In an interview, Dionne said that today’s Tea Party Republicans celebrate individualism as the singular American political value, disparaging and dismissing any role for government as destructive of capitalism and liberty. With this mindset, politics becomes a winner-take-all proposition, and compromise becomes a dirty word, he said, noting the departure and purging of moderates from the GOP amid the rise of ideological dogma on the right.

“The right has become much more radical than it was,” he said. “The Tea Party wants to invent an American story based solely on individualism, in which community has played no role. So compromise becomes ‘almost treasonous,’ as [Texas Governor] Rick Perry put it in the primaries.”

Dionne will be speaking and signing books at the Capps Center event next Wednesday (June 20) at 8 p.m. at the Lobero. Admission is free.

P.S.: By coincidence, the Pew Research Center has just released a major new survey that backs Dionne’s argument, concluding that Americans are more polarized along partisan lines than at any point in the past quarter-century:

“Republicans and Democrats are furthest apart in their opinions about the social safety net.

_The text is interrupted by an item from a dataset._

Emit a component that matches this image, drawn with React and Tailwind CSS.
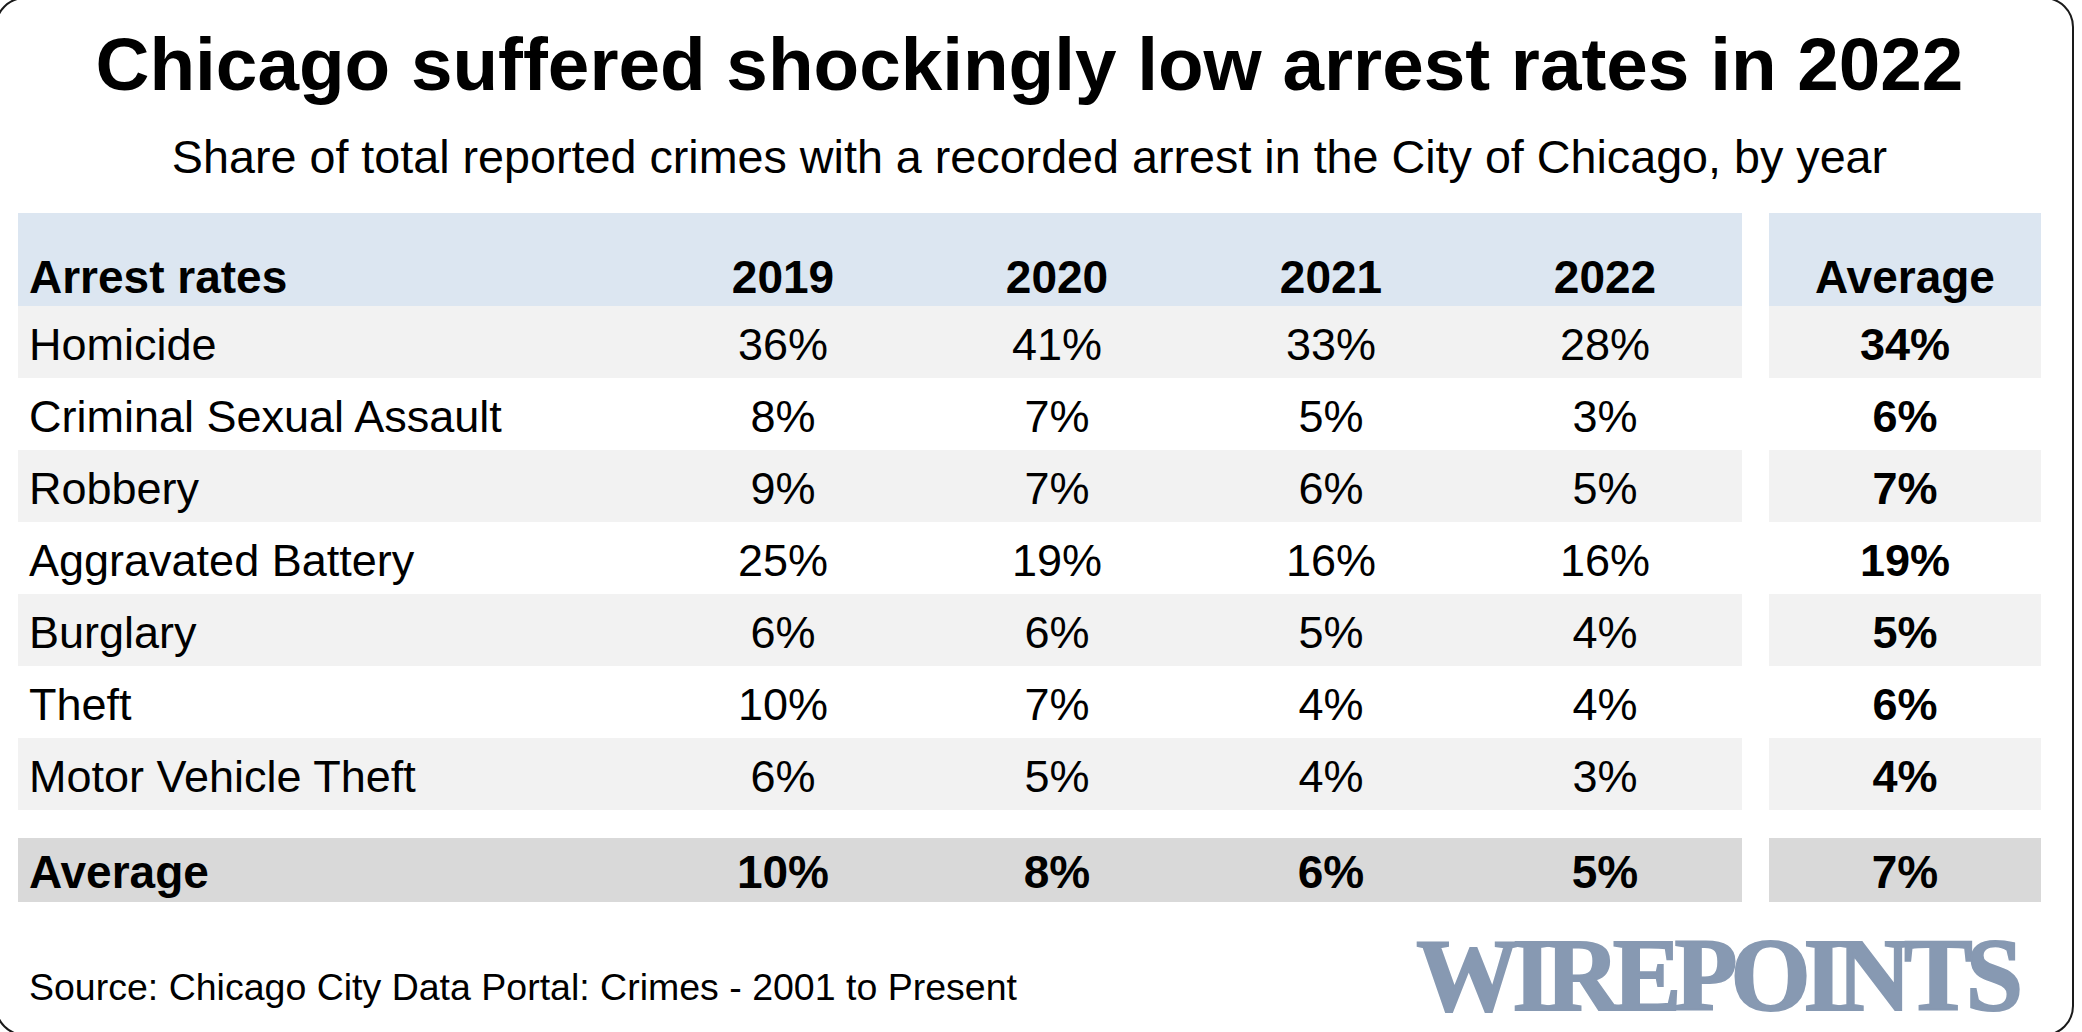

There are partisan differences of 35 points or more in opinions about the government’s responsibility to care for the poor, whether the government should help more needy people if it means adding to the debt, and whether the government should guarantee all citizens enough to eat and a place to sleep.

“On all three measures, the percentage of Republicans asserting a government responsibility to aid the poor has fallen in recent years to 25-year lows.”